> RECORDED DATA:

::::

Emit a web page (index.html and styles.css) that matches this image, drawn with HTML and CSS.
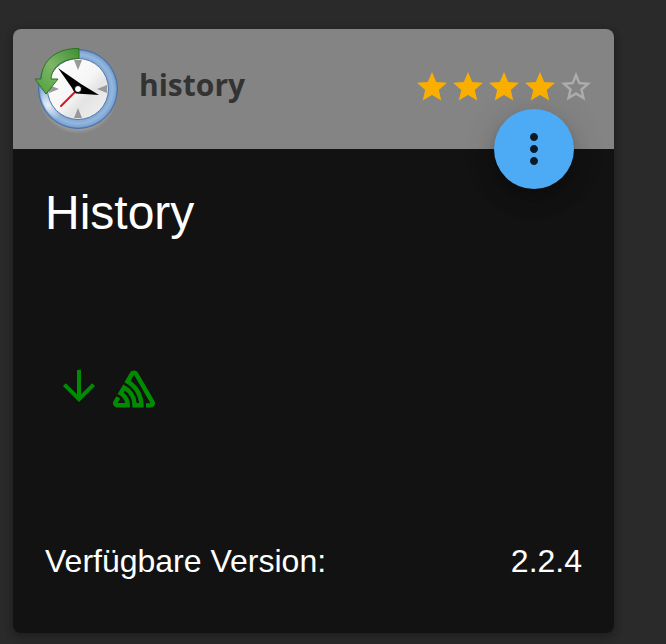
FILE: index.html
```html
<!DOCTYPE html>
<html lang="de">
<head>
<meta charset="utf-8">
<meta name="viewport" content="width=device-width, initial-scale=1">
<title>History</title>
<link rel="stylesheet" href="styles.css">
</head>
<body>
<article class="card">
  <header class="card-header">
    <svg class="logo" viewBox="0 0 92 92" aria-hidden="true">
      <defs>
        <radialGradient id="ring" cx="47" cy="46" r="40" gradientUnits="userSpaceOnUse">
          <stop offset=".76" stop-color="#7fa6d2"/>
          <stop offset=".86" stop-color="#94b7de"/>
          <stop offset=".94" stop-color="#7fa5d2"/>
          <stop offset="1" stop-color="#5078b0"/>
        </radialGradient>
        <radialGradient id="shine" cx="17" cy="62" r="17" gradientUnits="userSpaceOnUse">
          <stop offset="0" stop-color="#fff" stop-opacity=".8"/>
          <stop offset="1" stop-color="#fff" stop-opacity="0"/>
        </radialGradient>
        <linearGradient id="face" x1="0" y1="0" x2="1" y2="1">
          <stop offset="0" stop-color="#fff"/>
          <stop offset=".5" stop-color="#f6f6f6"/>
          <stop offset=".65" stop-color="#e4e4e4"/>
          <stop offset="1" stop-color="#f2f2f2"/>
        </linearGradient>
        <linearGradient id="arrow" x1="1" y1="0" x2="0" y2="1">
          <stop offset="0" stop-color="#3f8f33"/>
          <stop offset=".5" stop-color="#7db667"/>
          <stop offset="1" stop-color="#4d9e36"/>
        </linearGradient>
        <radialGradient id="glow">
          <stop offset=".84" stop-color="#a4a4a4"/>
          <stop offset="1" stop-color="#a4a4a4" stop-opacity="0"/>
        </radialGradient>
      </defs>
      <ellipse cx="47" cy="50" rx="40" ry="41" fill="url(#glow)"/>
      <circle cx="47" cy="46" r="39.500" fill="url(#ring)" stroke="#476fa8"/>
      <circle cx="47" cy="46" r="38" fill="url(#shine)"/>
      <circle cx="47" cy="46" r="30.500" fill="url(#face)" stroke="#5577a8"/>
      <path fill="#999" d="M43 17h8l-4 10zM43 75h8l-4-10zM18 42v8l10-4zM76 42v8l-10-4z"/>
      <path d="M47 46 30 63" stroke="#d9141c" stroke-width="2" stroke-linecap="round"/>
      <path d="M27 25 50 41 68 52 45 50.500Q42 48 41 45z" fill="#000"/>
      <circle cx="47" cy="46" r="3.500" fill="#fff" stroke="#000"/>
      <path d="M48 5.500v10C33 15.500 21 23 20 36h7L15 51 4 36h6C11 16 27 5 48 5.500z" fill="url(#arrow)" stroke="#2c721f" stroke-linejoin="round"/>
    </svg>
    <span class="name">history</span>
    <div class="rating" role="img" aria-label="4 von 5 Sternen">
      <svg class="star" viewBox="0 0 24 24"><path d="M12 17.270 18.180 21l-1.640-7.030L22 9.240l-7.190-.610L12 2 9.190 8.630 2 9.240l5.460 4.730L5.820 21z"/></svg>
      <svg class="star" viewBox="0 0 24 24"><path d="M12 17.270 18.180 21l-1.640-7.030L22 9.240l-7.190-.610L12 2 9.190 8.630 2 9.240l5.460 4.730L5.820 21z"/></svg>
      <svg class="star" viewBox="0 0 24 24"><path d="M12 17.270 18.180 21l-1.640-7.030L22 9.240l-7.190-.610L12 2 9.190 8.630 2 9.240l5.460 4.730L5.820 21z"/></svg>
      <svg class="star" viewBox="0 0 24 24"><path d="M12 17.270 18.180 21l-1.640-7.030L22 9.240l-7.190-.610L12 2 9.190 8.630 2 9.240l5.460 4.730L5.820 21z"/></svg>
      <svg class="star star-empty" viewBox="0 0 24 24"><path d="m22 9.240-7.190-.62L12 2 9.190 8.630 2 9.240l5.460 4.730L5.820 21 12 17.270 18.180 21l-1.630-7.030L22 9.240zM12 15.400l-3.760 2.270 1-4.280-3.320-2.880 4.380-.38L12 6.100l1.710 4.040 4.380.38-3.320 2.880 1 4.280L12 15.400z"/></svg>
    </div>
    <button class="menu-button" type="button" aria-label="Menü">
      <svg class="icon" viewBox="0 0 24 24"><path d="M12 8c1.100 0 2-.9 2-2s-.9-2-2-2-2 .9-2 2 .9 2 2 2zm0 2c-1.100 0-2 .9-2 2s.9 2 2 2 2-.9 2-2-.9-2-2-2zm0 6c-1.100 0-2 .9-2 2s.9 2 2 2 2-.9 2-2-.9-2-2-2z"/></svg>
    </button>
  </header>
  <div class="card-body">
    <h1 class="title">History</h1>
    <div class="status">
      <svg class="icon" viewBox="0 0 24 24" aria-hidden="true"><path d="m20 12-1.410-1.410L13 16.170V4h-2v12.170l-5.580-5.590L4 12l8 8 8-8z"/></svg>
      <svg class="sentry" viewBox="-.4 -.4 24.8 24.8" aria-hidden="true"><path d="M13.910 2.505c-.873-1.448-2.972-1.448-3.844 0L6.904 7.920a15.478 15.478 0 0 1 8.530 12.811h-2.221A13.301 13.301 0 0 0 5.784 9.814l-2.926 5.060a7.650 7.650 0 0 1 4.435 5.848H2.194a.365.365 0 0 1-.298-.534l1.413-2.402a5.160 5.160 0 0 0-1.614-.913L.296 19.275a2.182 2.182 0 0 0 .812 2.999 2.240 2.240 0 0 0 1.086.288h6.983a9.322 9.322 0 0 0-3.845-8.318l1.110-1.922a11.470 11.470 0 0 1 4.950 10.240h5.915a17.242 17.242 0 0 0-7.885-15.280l2.244-3.845a.37.37 0 0 1 .504-.13c.255.14 9.750 16.708 9.928 16.900a.365.365 0 0 1-.327.543h-2.287c.029.612.029 1.223 0 1.831h2.297a2.206 2.206 0 0 0 1.922-3.310z"/></svg>
    </div>
    <div class="version">
      <span>Verfügbare Version:</span>
      <span>2.2.4</span>
    </div>
  </div>
</article>
</body>
</html>
```
FILE: styles.css
```css
* {
  box-sizing: border-box;
}

body {
  margin: 0;
  padding: 29px 52px 11px 13px;
  background: #2a2a2a;
  color: #fff;
  font-family: "Liberation Sans", Arial, sans-serif;
}

.card {
  border-radius: 8px;
  background: #121212;
  box-shadow: 0 4px 8px rgba(0, 0, 0, .2), 0 2px 10px rgba(0, 0, 0, .16);
}

.card-header {
  position: relative;
  display: flex;
  align-items: center;
  height: 120px;
  padding: 0 20px 0 18px;
  border-radius: 8px 8px 0 0;
  background: #848484;
}

.logo {
  width: 92px;
  height: 92px;
}

.name {
  margin-left: 16px;
  padding-bottom: 8px;
  color: #333;
  font: 700 30px/40px "Open Sans", "Segoe UI", sans-serif;
}

.rating {
  display: flex;
  margin-left: auto;
  padding-bottom: 4px;
}

.star {
  width: 36px;
  height: 36px;
  fill: #faaf00;
}

.star-empty {
  fill: #adadad;
}

.menu-button {
  position: absolute;
  right: 40px;
  bottom: -40px;
  display: grid;
  place-items: center;
  width: 80px;
  height: 80px;
  padding: 0;
  border: 0;
  border-radius: 50%;
  background: #4dabf5;
  color: #0b1a26;
  box-shadow: 0 6px 10px -2px rgba(0, 0, 0, .2), 0 12px 20px rgba(0, 0, 0, .14), 0 2px 36px rgba(0, 0, 0, .12);
}

.icon {
  width: 48px;
  height: 48px;
  fill: currentColor;
}

.card-body {
  padding: 32px 32px 52px;
}

.title {
  margin: 0;
  font-size: 48px;
  font-weight: 400;
  line-height: 64px;
}

.status {
  display: flex;
  align-items: flex-end;
  gap: 10px;
  margin: 117px 0 131px;
  padding-left: 10px;
  color: #008c00;
}

.sentry {
  width: 42px;
  height: 42px;
  fill: currentColor;
  stroke: currentColor;
  stroke-width: .8;
}

.version {
  display: flex;
  justify-content: space-between;
  font-size: 32px;
  line-height: 40px;
}
```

::::

> WORK TO BE COMPLETED: Find the lines above holding the word "index" and show them.

> RESULT BELOW:
Emit a web page (index.html and styles.css) that matches this image, drawn with HTML and CSS.
FILE: index.html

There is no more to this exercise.